In order to find a solution to the striking Academic Staff Union of Universities, the Federal Government of Nigeria has directed vice-chancellors of striking public universities across the country to enforce “no-work-no-pay” rule on the striking lecturers.
This was made known in a memo sent by the Nigerian Universities Commission (NUC) to university vice-chancellors.
The Academic Staff Union of Universities (ASUU) had on November 4 declared indefinite, nationwide strike over non-implementation of previous agreements by the federal government and demand for increased university funding.

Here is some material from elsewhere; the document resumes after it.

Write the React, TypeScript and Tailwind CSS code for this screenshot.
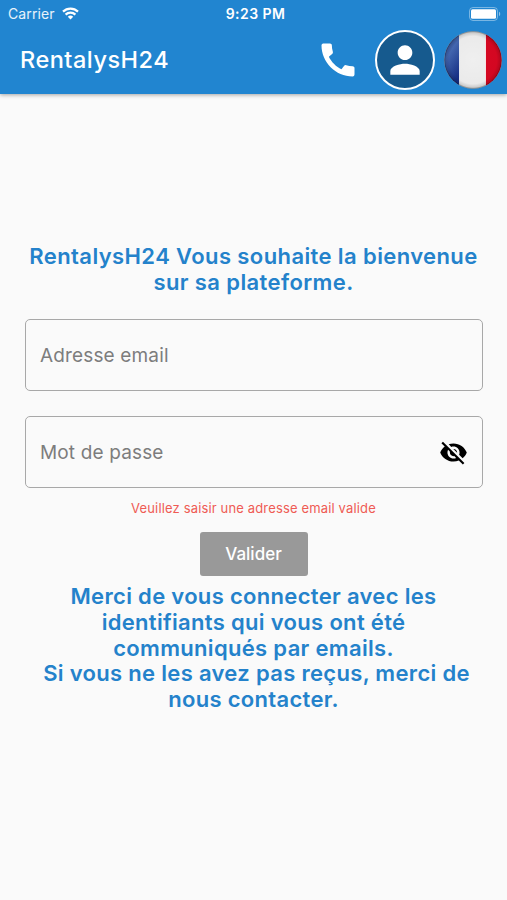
function StatusBar() {
  return (
    <div className="flex h-[27px] items-center justify-between pl-[8px] pr-[6px] text-white">
      <div className="flex w-[200px] items-center gap-[7px]">
        <span className="text-[14px] leading-[27px] tracking-[0.1px] text-white/90">Carrier</span>
        <svg width="17" height="13" viewBox="0 0 17 13" fill="none" stroke="currentColor" strokeWidth="2.2">
          <path d="M1 4.6a10.8 10.8 0 0 1 15 0" />
          <path d="M3.6 7.6a7 7 0 0 1 9.8 0" />
          <path d="M8.5 12.6 5.8 9.8a3.9 3.9 0 0 1 5.4 0Z" fill="currentColor" stroke="none" />
        </svg>
      </div>
      <span className="text-[14px] leading-[27px] font-semibold tracking-[0.45px]">9:23 PM</span>
      <div className="flex w-[198px] justify-end">
        <svg width="32" height="14" viewBox="0 0 32 14">
          <rect x="0.5" y="0.5" width="28" height="13" rx="3.5" fill="none" stroke="#fff" strokeOpacity="0.4" />
          <rect x="2" y="2.3" width="25" height="9.4" rx="1.5" fill="#fff" />
          <path d="M30 4.8c1.6.6 1.6 3.8 0 4.4Z" fill="#fff" fillOpacity="0.5" />
        </svg>
      </div>
    </div>
  );
}

function FrenchFlag() {
  return (
    <svg className="ml-[9px]" width="58" height="58" viewBox="0 0 58 58">
      <defs>
        <clipPath id="disc"><circle cx="29" cy="29" r="28.7" /></clipPath>
        <radialGradient id="shade" cx="0.5" cy="0.5" r="0.5">
          <stop offset="0" stopColor="#000" stopOpacity="0" />
          <stop offset="0.82" stopColor="#000" stopOpacity="0.02" />
          <stop offset="0.94" stopColor="#000" stopOpacity="0.15" />
          <stop offset="1" stopColor="#000" stopOpacity="0.55" />
        </radialGradient>
        <linearGradient id="blue" x1="0" y1="0" x2="0.4" y2="1">
          <stop offset="0" stopColor="#2c4b98" />
          <stop offset="0.45" stopColor="#4468b2" />
          <stop offset="1" stopColor="#152f86" />
        </linearGradient>
      </defs>
      <g clipPath="url(#disc)">
        <rect width="58" height="58" fill="#efefef" />
        <rect width="15.5" height="58" fill="url(#blue)" />
        <rect x="41.5" width="17" height="58" fill="#d80722" />
        <path d="M15.5 0V58M41.5 0V58" stroke="#fff" strokeWidth="0.8" />
        <rect width="58" height="58" fill="url(#shade)" />
      </g>
    </svg>
  );
}

function Header() {
  return (
    <header className="h-[94px] bg-[#2185d0] shadow-[0_1px_4px_rgba(0,0,0,0.35)]">
      <StatusBar />
      <div className="flex h-[65px] items-center pl-5 pr-[5px] text-white">
        <h1 className="flex-1 text-[23.5px] font-medium tracking-[0.5px]">RentalysH24</h1>
        <svg className="mr-[15px]" width="44" height="44" viewBox="0 0 24 24" fill="currentColor">
          <path d="M20.01 15.38c-1.23 0-2.42-.2-3.53-.56a.977.977 0 0 0-1.01.24l-1.57 1.97c-2.83-1.35-5.48-3.9-6.89-6.83l1.95-1.66c.27-.28.35-.67.24-1.02-.37-1.11-.56-2.3-.56-3.53 0-.54-.45-.99-.99-.99H4.19C3.65 3 3 3.24 3 3.99 3 13.28 10.73 21 20.01 21c.71 0 .99-.63.99-1.18v-3.45c0-.54-.45-.99-.99-.99z" />
        </svg>
        <div className="flex size-[60px] items-center justify-center rounded-full border-2 border-white bg-[#165a8e]">
          <svg width="44" height="44" viewBox="0 0 24 24" fill="currentColor" className="shrink-0">
            <path d="M12 12c2.21 0 4-1.79 4-4s-1.79-4-4-4-4 1.79-4 4 1.79 4 4 4zm0 2c-2.67 0-8 1.34-8 4v2h16v-2c0-2.66-5.33-4-8-4z" />
          </svg>
        </div>
        <FrenchFlag />
      </div>
    </header>
  );
}

function VisibilityOff() {
  return (
    <svg width="29" height="29" viewBox="0 0 24 24" fill="#000">
      <path d="M12 7c2.76 0 5 2.24 5 5 0 .65-.13 1.26-.36 1.83l2.92 2.92c1.51-1.26 2.7-2.89 3.43-4.75-1.73-4.39-6-7.5-11-7.5-1.4 0-2.74.25-3.98.7l2.16 2.16C10.74 7.13 11.35 7 12 7zM2 4.27l2.28 2.28.46.46C3.08 8.3 1.78 10.02 1 12c1.73 4.39 6 7.5 11 7.5 1.55 0 3.03-.3 4.38-.84l.42.42L19.73 22 21 20.73 3.27 3 2 4.27zM7.53 9.8l1.55 1.55c-.05.21-.08.43-.08.65 0 1.66 1.34 3 3 3 .22 0 .44-.03.65-.08l1.55 1.55c-.67.33-1.41.53-2.2.53-2.76 0-5-2.24-5-5 0-.79.2-1.53.53-2.2zm4.31-.78 3.15 3.15.02-.16c0-1.66-1.34-3-3-3l-.17.01z" />
    </svg>
  );
}

export default function App() {
  return (
    <div className="min-h-[900px] w-[507px] bg-[#fafafa] font-[Inter,sans-serif]">
      <Header />
      <main className="flex flex-col items-center pt-[150px]">
        <p className="text-center text-[22px] leading-[25.7px] font-semibold tracking-[0.4px] whitespace-nowrap text-[#2482cb]">
          RentalysH24 Vous souhaite la bienvenue<br />sur sa plateforme.
        </p>
        <div className="mt-[24px] flex h-[72px] w-[458px] items-center rounded-[5px] border-[1.5px] border-[#a8a8a8] px-[14.5px] pt-[2px] text-[19px] tracking-[0.15px] text-[#7d7d7d]">
          Adresse email
        </div>
        <div className="mt-[25px] flex h-[72px] w-[458px] items-center justify-between rounded-[5px] border-[1.5px] border-[#a8a8a8] pr-[14px] pl-[14.5px] text-[19px] tracking-[0.15px] text-[#7d7d7d]">
          <span className="pt-[2px]">Mot de passe</span>
          <VisibilityOff />
        </div>
        <p className="mt-[11px] text-[13px] leading-[18px] tracking-[0.15px] whitespace-nowrap text-[#ef5b54]">
          Veuillez saisir une adresse email valide
        </p>
        <button className="mt-[15px] h-[44px] w-[108px] rounded-[3px] bg-[#999999] text-[17px] font-medium text-white">
          Valider
        </button>
        <p className="mt-[8px] text-center text-[22px] leading-[25.6px] font-semibold tracking-[0.32px] whitespace-nowrap text-[#2482cb]">
          Merci de vous connecter avec les<br />identifiants qui vous ont été<br />communiqués par emails.<br />
          <span className="pl-[6px]">Si vous ne les avez pas reçus, merci de</span><br />nous contacter.
        </p>
      </main>
    </div>
  );
}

At least two meetings have been held between the lecturers and the government since the strike commenced. However, both parties are yet to reach an agreement.
In the memo signed by NUC Director of Research, Information and Technology S.B Ramon-Yusuf, the university regulator stated that payment of salaries from any other sources but government funding will be viewed as a violation of extant rules and government directive.
The memo reads, “In view of the current Industrial action by the Academic Staff Union of Universities (ASUU), the federal government has directed that there shall be no payment of any form of salaries and allowances to the staff on strike in federal and inter-varsity centres.
“Consequently, I am to direct Vice-Chancellors to apply the “No-work-no-pay” rule. However, Universities and inter-varsity centres are to pay salaries and allowances to Non-teaching staff.
“All Vice Chancellors and Directors of centres should note that the salaries to staff on strike from whatever source of funds shall be viewed as a violation of extant rules and directive of the federal government of Nigeria.”
In a reaction to the memo, the Chairman of University of Ibadan chapter of ASUU, Deji Omole, described the federal government as shameless for owing lecturers seven years of unpaid, earned academic allowances. He said despite the debt, the government still wants lecturers to continue to work while the presidency and the National Assembly ‘feed fat’ on the wealth of the nation.
Mr Omole in a statement made available to PREMIUM TIMES Friday evening said it is sad that a government that prides itself as having integrity has shown it lacks integrity by failing to honour agreements reached with the union. He said the government has resulted in harassment and intimidation of ASUU members on a patriotic struggle to save public education in Nigeria.
He said the “no work, no pay” directive will not deter the lecturers.
“We have passed this road before. It is a familiar terrain which we can navigate with our eyes closed.
“We shall triumph any attempt to destroy the common patrimony. The power of the people is stronger than the people in power, ” the lecturer said.